Maariv reports the trial of Gonen Segev, the disgraced former cabinet minister charged with espionage, aiding the enemy in wartime and giving information to the enemy.  Segev is alleged to have been recruited by Iranian intelligence in Nigeria in 2012, and was taken into custody after he returned to Israel in May this year. A news blackout on the indictment was partially lifted yesterday, but most of the details are remain classified.

Israel Hayom includes a report from Al-Hayat that reveals Germany is helping Israel’s indirect talks with Hamas about a prisoner exchange and returning missing Israelis. Germany reportedly started meeting and talking with Hamas representatives about this issue more than three years ago, and German envoys surreptitiously have visited the Gaza Strip several times. The report has not been confirmed by any other source.
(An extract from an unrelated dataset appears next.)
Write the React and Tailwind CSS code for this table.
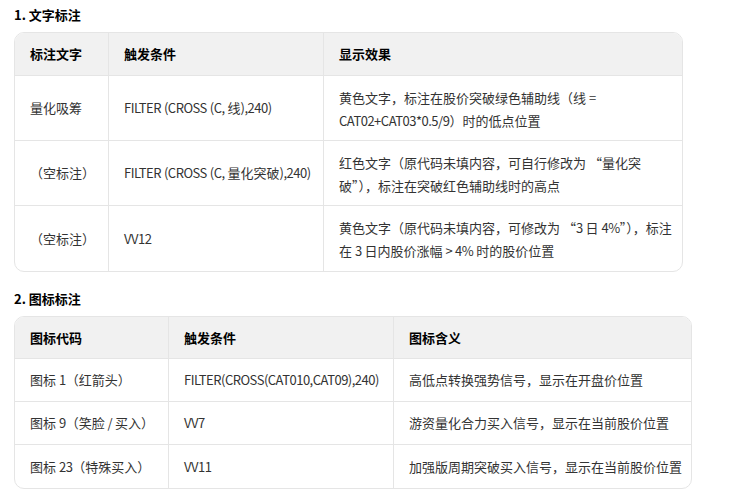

Israel Hayom sent a reporter to cover the news conference in Vienna, between Iranian President Rouhani and the Austrian Chancellor Kurtz. The paper notes the Iranian president came to fight for the agreement, but it was clear to everyone present in the hall, this was a farewell event to Obama’s policy. They refer to the event as a “funeral process for the nuclear deal”. When Chancellor Kurtz said, “Israel’s right to exist is unquestionable”, Rouhani apparently turned pale.